The pro-abortion group URGE (Unite for Reproductive and Gender Equity) claims to support women’s reproductive choices, including parenting. But an August 2017 article in The New York Times raises questions about whether a pregnant student was expected have an abortion before becoming an intern with the group.
In its rhetoric, URGE — a student organization that ties abortion rights in with sex education, safe spaces for transgender people, and “health and wellness” for all (who are already born, that is) — claims to support a woman’s right to make any decision she wants about her pregnancy. On the organization’s page about abortion, it reads:
Whether a person decides to become a parent, choose adoption, or have an abortion we all deserve to access the support and healthcare we need and build the families we want. URGE stands for the rights of all people to make those decisions for themselves free from stigma and shame.
And on its parenting page, URGE says:
All young people need access to information, healthcare, and support – especially those who choose to parent. These young parents need affordable prenatal care, accessible child care, quality jobs and financial and moral support to continue their education.
However, in practice, it seems that something may be wrong here.
The article in the New York Times addresses abortion access in Texas and originally appeared in The San Antonio Express News, but a statement in the piece caught the attention of Secular Pro-Life president Kelsey Hazzard, who posted a video about it. According to the Times (emphasis added):
Renee Rivas… a student advocate for reproductive justice at The University of Texas Rio Grande Valley, decided to have an abortion after unexpectedly becoming pregnant. She said that she would not have been able to finish school or pursue an internship at URGE, a progressive campus activist group, in Washington, D.C., if she had not had access to an abortion.
Kelsey Hazzard puts this in perspective:
If you really want to support mothers in the workplace, you might, I don’t know, start with your own friggin’ internship. Now, from the article, it’s unclear whether she came to URGE with her unplanned pregnancy and they flat-out told her she needed to get an abortion—which would be illegal—or if she just, through her years of campus advocacy on behalf of the organization, knew that it wasn’t worth asking… and actually, the latter is more damning.
Surely URGE knows that younger generations are uncomfortable with abortion. In fact, only 37 percent of millennials think abortion is “morally acceptable,” and only 20 percent of millennials who are pro-choice consider abortion an important issue. By linking abortion with the causes of healthcare and trans rights, URGE may be attempting to bring young people into the pro-abortion movement.
So was an organization so dedicated to women’s freedom to make choices truly expecting a student to have an abortion in order to work for them? It’s unclear if this was indeed the case. Another way to interpret Rivas’ statements is that Rivas felt she needed to abort for the chance to finish college at all, not merely to obtain an internship. Rivas may have aborted because she was afraid she could not go to school while pregnant. For all its talk about supporting women’s choices, what is URGE doing, if anything, to make it easier for pregnant teens to finish college?

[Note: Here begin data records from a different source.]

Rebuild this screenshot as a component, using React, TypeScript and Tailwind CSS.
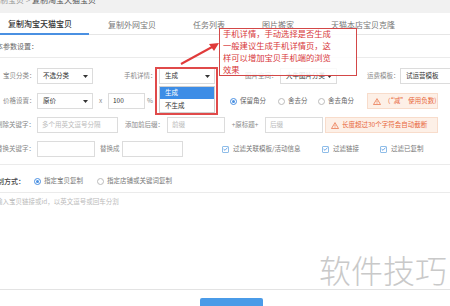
import { ReactNode } from 'react'

const FONT = "font-['Noto_Sans_CJK_SC','Noto_Sans',sans-serif]"

function Caret() {
  return (
    <svg width="5" height="3" viewBox="0 0 5 3" className="shrink-0">
      <path d="M0 0 L5 0 L2.5 3 Z" fill="#333" />
    </svg>
  )
}

function Lbl({ className = '', children }: { className?: string; children: ReactNode }) {
  return <span className={`shrink-0 whitespace-nowrap text-[6.5px] text-[#888] ${className}`}>{children}</span>
}

function Sel({ className = '', text }: { className?: string; text: string }) {
  return (
    <div className={`shrink-0 h-[16px] border border-[#dcdcdc] bg-white flex items-center justify-between pl-[5px] pr-[4px] text-[6.5px] text-[#333] ${className}`}>
      <span className="whitespace-nowrap">{text}</span>
      <Caret />
    </div>
  )
}

function Inp({ className = '', ph, val }: { className?: string; ph?: string; val?: string }) {
  return (
    <div className={`shrink-0 h-[16px] border border-[#dcdcdc] bg-white flex items-center px-[4px] text-[6.5px] whitespace-nowrap ${className}`}>
      {val ? <span className="text-[#333]">{val}</span> : <span className="text-[#bbb]">{ph}</span>}
    </div>
  )
}

function Radio({ on }: { on?: boolean }) {
  return (
    <span className={`shrink-0 w-[7px] h-[7px] rounded-full border flex items-center justify-center bg-white ${on ? 'border-[#4a90e2]' : 'border-[#bbb]'}`}>
      {on && <span className="w-[3px] h-[3px] rounded-full bg-[#4a90e2]" />}
    </span>
  )
}

function Check() {
  return (
    <span className="shrink-0 w-[7px] h-[7px] border border-[#8fbde8] rounded-[1px] bg-white flex items-center justify-center">
      <svg width="5" height="4" viewBox="0 0 5 4">
        <path d="M0.5 2 L2 3.3 L4.5 0.6" stroke="#4a90e2" strokeWidth="0.8" fill="none" />
      </svg>
    </span>
  )
}

function Warn({ className = '', children }: { className?: string; children: ReactNode }) {
  return (
    <div className={`shrink-0 h-[16px] bg-[#fdf0e7] border border-[#f8dccb] flex items-center pl-[5px] gap-[3px] text-[6.5px] text-[#e8683d] whitespace-nowrap ${className}`}>
      <svg width="8" height="7" viewBox="0 0 8 7">
        <path d="M4 0.6 L7.5 6.5 L0.5 6.5 Z" stroke="#e8683d" strokeWidth="0.7" fill="none" />
        <path d="M4 2.6 L4 4.6 M4 5.3 L4 5.9" stroke="#e8683d" strokeWidth="0.7" />
      </svg>
      {children}
    </div>
  )
}

const TABS = ['复制外网宝贝', '任务列表', '图片搬家', '天猫本店宝贝克隆']

export default function App() {
  return (
    <div className={`relative w-[450px] h-[306px] overflow-hidden bg-white ${FONT}`}>
      {/* breadcrumb */}
      <div className="h-[13px] bg-[#f1f1f1] overflow-hidden">
        <div className="-mt-[5px] text-[8px] leading-[10px] whitespace-nowrap">
          <span className="text-[#999]">制宝贝 &gt; </span>
          <span className="text-[#555]">复制淘宝天猫宝贝</span>
        </div>
      </div>

      {/* tabs */}
      <div className="h-[22px] border-b border-[#e6e6e6] flex text-[8px]">
        <div className="w-[89px] h-[22px] -mb-px border-b-2 border-[#4a90e2] flex items-center pl-[8px] pt-[2px] text-[#333] font-medium whitespace-nowrap">
          复制淘宝天猫宝贝
        </div>
        <div className="flex gap-[37px] pl-[19px]">
          {TABS.map(t => (
            <div key={t} className="flex items-center pt-[3px] text-[#777] whitespace-nowrap">{t}</div>
          ))}
        </div>
      </div>

      {/* section title */}
      <div className="h-[23px] border-b border-[#ebebeb] flex items-center">
        <span className="-ml-[4px] text-[7px] text-[#666] whitespace-nowrap">本参数设置：</span>
      </div>

      {/* form rows */}
      <div className="pt-[10px] pb-[7px] border-b border-[#ebebeb]">
        <div className="flex items-center h-[16px]">
          <Lbl className="ml-[3px] w-[34px]">宝贝分类：</Lbl>
          <Sel className="w-[56px]" text="不选分类" />
          <Lbl className="ml-[31px] w-[35px]">手机详情：</Lbl>
          <Sel className="w-[56px]" text="生成" />
          <Lbl className="ml-[30px] w-[35px]">图片空间：</Lbl>
          <Sel className="w-[57px]" text="大牛图片分类" />
          <Lbl className="ml-[30px] w-[33px]">运费模板：</Lbl>
          <Sel className="w-[62px]" text="试运营模板" />
        </div>

        <div className="flex items-center h-[16px] mt-[9px]">
          <Lbl className="ml-[3px] w-[34px]">价格设置：</Lbl>
          <Sel className="w-[56px]" text="原价" />
          <span className="w-[15px] text-center text-[6.5px] text-[#888]">x</span>
          <Inp className="w-[37px]" val="100" />
          <span className="w-[10px] pl-[2px] text-[6.5px] text-[#888]">%</span>
          <div className="ml-[75px] flex items-center text-[6.5px] text-[#666] whitespace-nowrap">
            <div className="w-[48px] flex items-center gap-[3px]"><Radio on />保留角分</div>
            <div className="w-[40px] flex items-center gap-[3px]"><Radio />舍去分</div>
            <div className="w-[49px] flex items-center gap-[3px]"><Radio />舍去角分</div>
          </div>
          <Warn className="w-[71px]">（“减” 使用负数)</Warn>
        </div>

        <div className="flex items-center h-[16px] mt-[8px]">
          <Lbl className="-ml-[4px] w-[41px]">删除关键字：</Lbl>
          <Inp className="w-[81px]" ph="多个用英文逗号分隔" />
          <Lbl className="ml-[7px] w-[42px]">添加前后缀：</Lbl>
          <Inp className="w-[58px]" ph="前缀" />
          <span className="w-[40px] text-center text-[6.5px] text-[#888] whitespace-nowrap">+原标题+</span>
          <Inp className="w-[58px]" ph="后缀" />
          <Warn className="ml-[2px] w-[113px]">长度超过30个字符会自动截断</Warn>
        </div>

        <div className="flex items-center h-[16px] mt-[8px]">
          <Lbl className="-ml-[4px] w-[41px]">替换关键字：</Lbl>
          <Inp className="w-[58px]" />
          <Lbl className="ml-[5px] w-[22px]">替换成</Lbl>
          <Inp className="w-[61px]" />
          <div className="ml-[39px] flex items-center text-[6.5px] text-[#777] whitespace-nowrap">
            <div className="w-[100px] flex items-center gap-[4px]"><Check />过滤关联模板/活动信息</div>
            <div className="w-[58px] flex items-center gap-[4px]"><Check />过滤链接</div>
            <div className="flex items-center gap-[4px]"><Check />过滤已复制</div>
          </div>
        </div>
      </div>

      {/* copy mode */}
      <div className="h-[28px] pt-[5px] border-b border-[#ebebeb] flex items-center text-[6.5px] whitespace-nowrap">
        <span className="-ml-[10px] w-[35px] text-[7px] text-[#444] font-medium">复制方式：</span>
        <div className="ml-[9px] w-[63px] flex items-center gap-[3px] text-[#777]"><Radio on />指定宝贝复制</div>
        <div className="flex items-center gap-[3px] text-[#777]"><Radio />指定店铺或关键词复制</div>
      </div>

      {/* link textarea */}
      <div className="h-[97px] border-b border-[#e3e3e3] pt-[3px]">
        <span className="-ml-[4px] block text-[6.5px] leading-[10px] text-[#bbb] whitespace-nowrap">输入宝贝链接或id，以英文逗号或回车分割</span>
      </div>

      <div className="pt-[8px] pl-[200px]">
        <div className="w-[63px] h-[12px] bg-[#4a9be8] rounded-t-[2px]" />
      </div>

      {/* dropdown open */}
      <div className="absolute left-[159px] top-[86px] w-[56px] h-[27px] bg-white border border-[#d0d0d0] text-[6.5px]">
        <div className="h-[12px] bg-[#3d8de6] text-white flex items-center pl-[5px]">生成</div>
        <div className="h-[13px] text-[#333] flex items-center pl-[5px]">不生成</div>
      </div>
      <div className="absolute left-[155px] top-[67px] w-[63px] h-[48px] border-2 border-[#e04a4a]" />

      {/* callout */}
      <div className="absolute left-[219px] top-[28px] w-[138px] h-[48px] border border-[#d34848] bg-white/85 overflow-hidden">
        <div className="-mt-[2px] pl-[3px] text-[8.3px] leading-[12px] text-[#d8383a] whitespace-nowrap">
          <div>手机详情，手动选择是否生成</div>
          <div>一般建议生成手机详情页，这</div>
          <div>样可以增加宝贝手机端的浏览</div>
          <div>效果</div>
        </div>
      </div>
      <svg className="absolute left-0 top-0" width="450" height="306">
        <line x1="181" y1="64" x2="213" y2="46.5" stroke="#e03a3a" strokeWidth="2" />
        <polygon points="219,43 209,44 214,51" fill="#e03a3a" />
      </svg>

      {/* watermark */}
      <div className="absolute left-[315px] top-[249px] bg-white pl-[4px] pr-[4px] text-[32px] leading-[40px] text-[#c9c9c9] font-light whitespace-nowrap">
        软件技巧
      </div>
    </div>
  )
}
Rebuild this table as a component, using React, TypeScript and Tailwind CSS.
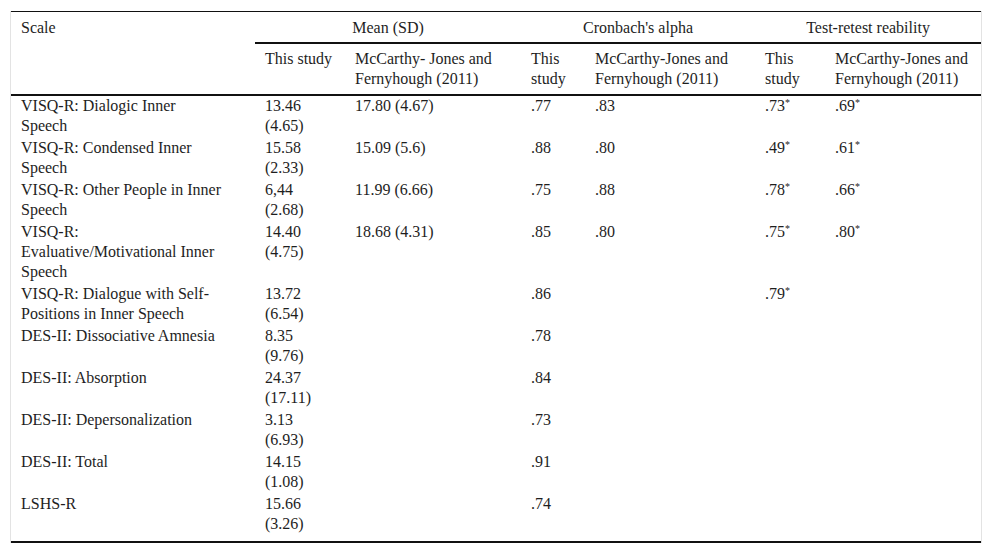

On the other hand, for years, pro-lifers have been trying to make things easier for pregnant college students.
Feminists for Life has been helping pregnant teens and young mothers go to college for decades. Feminists for Life helped establish the Pregnancy Assistance Funds for Pregnant and Parenting Students, a federal grant to help college students having their babies. Feminists for Life president Serrin Foster says:
Pregnancy and parenting should never terminate an education. No woman, no parent, should be forced to choose between her education and career or her child, a child that needs the very support education can help to provide. Pregnant and parenting students deserve better. That includes birthmothers — and student dads like mine. They deserve equal access to opportunities in higher education. And society deserves to benefit from the unique contributions that their education will allow them to make.
Pregnancy resource centers across the nation help young women to access grants and scholarships in order to continue their pregnancies while going to school.
Teen Mother Choices International, founded in 2007 by Christa March, helps teen mothers in many ways. One thing they do is try to enable them to finish high school and go to college. They offer to pay 50 percent of child care expenses for a young mother in college, helping her finish her education.
It is interesting that it is pro-life people, not pro-choice ones, who are trying to help young mothers finish college. For all their talk of “choices,” those who support legalized abortion seem to do little who help women who want to have their babies. This lack of outreach to women who want to have their children shows where pro-abortion groups’ priorities lie.